L'educazione di un derviscio è particolarmente ardua e consiste in 1001 giorni di penitenza, prevedendo come pratiche quotidiane il digiuno e la meditazione. Per apprendere la loro danza, i Dervisci bloccano due dita del piede al pavimento; in questo modo essi imparano a mantenere regolare e disciplinata la loro rotazione. Mentre rotea il Derviscio appoggia il suo peso sul piede sinistro e allorché la rotazione acquista velocità, sulle dita del piede sinistro, mentre la gamba destra dà slancio alla      rotazione. Per evitare il capogiro, il derviscio tiene la testa leggermente inclinata verso destra e gli occhi fissi sul palmo della mano sinistra. 
La cerimonia, detta sema o cerimonia del roteare, si compone di sette parti, ciascuna con un preciso significato.
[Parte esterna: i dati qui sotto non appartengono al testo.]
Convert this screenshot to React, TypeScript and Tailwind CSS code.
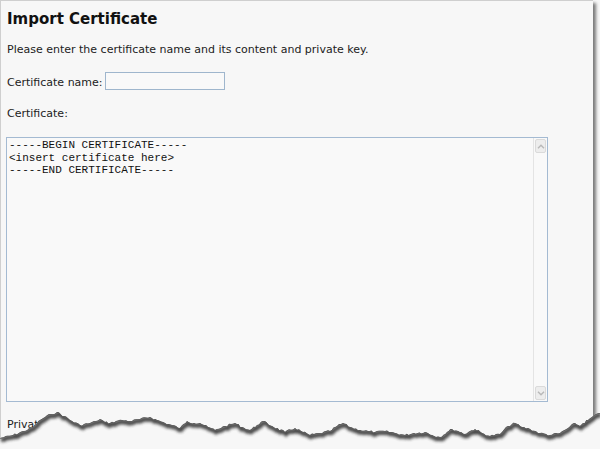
import React from 'react';

// rough outline of the torn bottom edge, absolute page coords
const tearProfile: [number, number][] = [
  [0, 438], [13, 435], [24, 431], [33, 427], [40, 420], [45, 417], [51, 414], [57, 412],
  [64, 416], [72, 421], [80, 425], [90, 423], [96, 421], [100, 419], [105, 422], [110, 423],
  [116, 421], [122, 420], [130, 421], [140, 419], [150, 417], [157, 420], [165, 423],
  [172, 425], [180, 428], [187, 421], [194, 423], [200, 423], [208, 427], [215, 430],
  [225, 426], [235, 423], [242, 427], [250, 430], [257, 425], [263, 421], [272, 426],
  [285, 432], [295, 428], [303, 432], [310, 435], [320, 433], [330, 431], [337, 426],
  [343, 423], [350, 427], [360, 430], [368, 431], [375, 432], [385, 431], [395, 433],
  [405, 435], [414, 433], [425, 432], [432, 435], [440, 437], [447, 432], [452, 429],
  [458, 431], [465, 434], [470, 431], [475, 429], [482, 433], [490, 436], [500, 434],
  [508, 426], [515, 423], [522, 427], [530, 429], [540, 433], [550, 435], [560, 433],
  [568, 428], [575, 423], [580, 426], [583, 423], [588, 420], [592, 417], [596, 414], [600, 413],
];

function buildTear(offsetY: number) {
  let seed = 7;
  const rand = () => {
    seed = (seed * 9301 + 49297) % 233280;
    return seed / 233280;
  };
  const pts: string[] = [];
  for (let i = 0; i < tearProfile.length - 1; i++) {
    const [x1, y1] = tearProfile[i];
    const [x2, y2] = tearProfile[i + 1];
    const steps = Math.max(1, Math.round((x2 - x1) / 2));
    for (let s = 0; s < steps; s++) {
      const t = s / steps;
      const x = x1 + (x2 - x1) * t;
      const jitter = s === 0 ? 0 : (rand() - 0.5) * 2.2;
      pts.push(`${x.toFixed(1)},${(y1 + (y2 - y1) * t + jitter - offsetY).toFixed(1)}`);
    }
  }
  const [lx, ly] = tearProfile[tearProfile.length - 1];
  pts.push(`${lx},${ly - offsetY}`);
  return pts;
}

function TornEdge() {
  const top = 404;
  const pts = buildTear(top);
  const line = 'M' + pts.join(' L');
  const area = line + ' L600,45 L0,45 Z';
  return (
    <svg className="absolute left-0 bottom-0" width="600" height="45" viewBox="0 0 600 45">
      <defs>
        <clipPath id="below">
          <path d={area} />
        </clipPath>
        <filter id="soft" x="-5%" y="-50%" width="110%" height="200%">
          <feGaussianBlur stdDeviation="1.4" />
        </filter>
      </defs>
      <path d={area} fill="#f7f7f7" />
      <g clipPath="url(#below)">
        <path d={line} transform="translate(1,2)" fill="none" stroke="#333" strokeWidth="4.5" filter="url(#soft)" opacity="0.9" />
        <path d={line} fill="none" stroke="#5a5a5a" strokeWidth="1.6" />
      </g>
    </svg>
  );
}

function ScrollButton({ dir }: { dir: 'up' | 'down' }) {
  return (
    <div className="h-[14px] flex items-center justify-center bg-[#ededed] border border-[#dadada] rounded-[2px]">
      <svg width="8" height="5" viewBox="0 0 8 5">
        <path d={dir === 'up' ? 'M1 4.2 L4 1.2 L7 4.2' : 'M1 0.8 L4 3.8 L7 0.8'} fill="none" stroke="#b8b8b8" strokeWidth="1.4" />
      </svg>
    </div>
  );
}

export default function App() {
  const certText = '-----BEGIN CERTIFICATE-----\n<insert certificate here>\n-----END CERTIFICATE-----';

  return (
    <div className="relative w-[600px] h-[449px] overflow-hidden bg-[#f7f7f7]">
      <div
        className="w-[593px] h-[449px] bg-[#f7f7f7] border-l border-t border-[#cfcfcf] shadow-[3px_3px_3px_rgba(0,0,0,0.5)] pl-[5px] pt-[9px] text-[#222]"
        style={{ fontFamily: '"DejaVu Sans", Verdana, sans-serif' }}
      >
        <h1 className="text-[15px] leading-[18px] font-bold text-[#111] pl-px">Import Certificate</h1>

        <p className="mt-[15px] text-[11px] leading-[13px] pl-px">
          Please enter the certificate name and its content and private key.
        </p>

        <div className="mt-[16px] flex items-center pl-px">
          <label className="text-[11px] leading-[13px] mt-[2px]">Certificate name:</label>
          <input
            type="text"
            className="ml-[2px] w-[120px] h-[18px] bg-[#f9f9f9] border border-[#9fb6cd] outline-none"
          />
        </div>

        <div className="mt-[17px] text-[11px] leading-[13px] pl-px">Certificate:</div>

        <div className="mt-[17px] w-[542px] h-[265px] flex border border-[#a4bad2] bg-[#f9f9f9]">
          <textarea
            readOnly
            value={certText}
            className="flex-1 resize-none bg-transparent outline-none overflow-hidden pl-[2px] pt-[1px] text-[11px] leading-[12.5px] text-[#111]"
            style={{ fontFamily: '"Liberation Mono", "Courier New", monospace' }}
          />
          <div className="w-[14px] flex flex-col border-l border-[#e4e4e4] p-px">
            <ScrollButton dir="up" />
            <div className="flex-1" />
            <ScrollButton dir="down" />
          </div>
        </div>

        <div className="mt-[16px] text-[11px] leading-[13px] pl-px">Private key:</div>
      </div>

      <TornEdge />
    </div>
  );
}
Le prime tre sono preghiere, auguri e improvvisazioni musicali; seguono poi le quattro forme di saluto ( selams ) rappresentanti le fasi della verità attraverso la conoscenza, lo splendore della creazione, la sottomissione totale a Dio e l'accettazione del destino.
L'amore è comunque il tema centrale del ciclo mistico del sema, simboleggiante la condivisione dell'amore di Dio tra gli uomini. Nei suoi movimenti, il derviscio oscilla per un'ora sulla punta delle prime due dita del piede sinistro: la danza rituale consiste in un movimento a semicerchio in due tempi. Il primo movimento, detto arco discendente, rappresenta la creazione; mentre il secondo, detto arco discendente, raffigura la comunione spirituale. La voce di un flauto solitario li riporta lentamente alla realtà.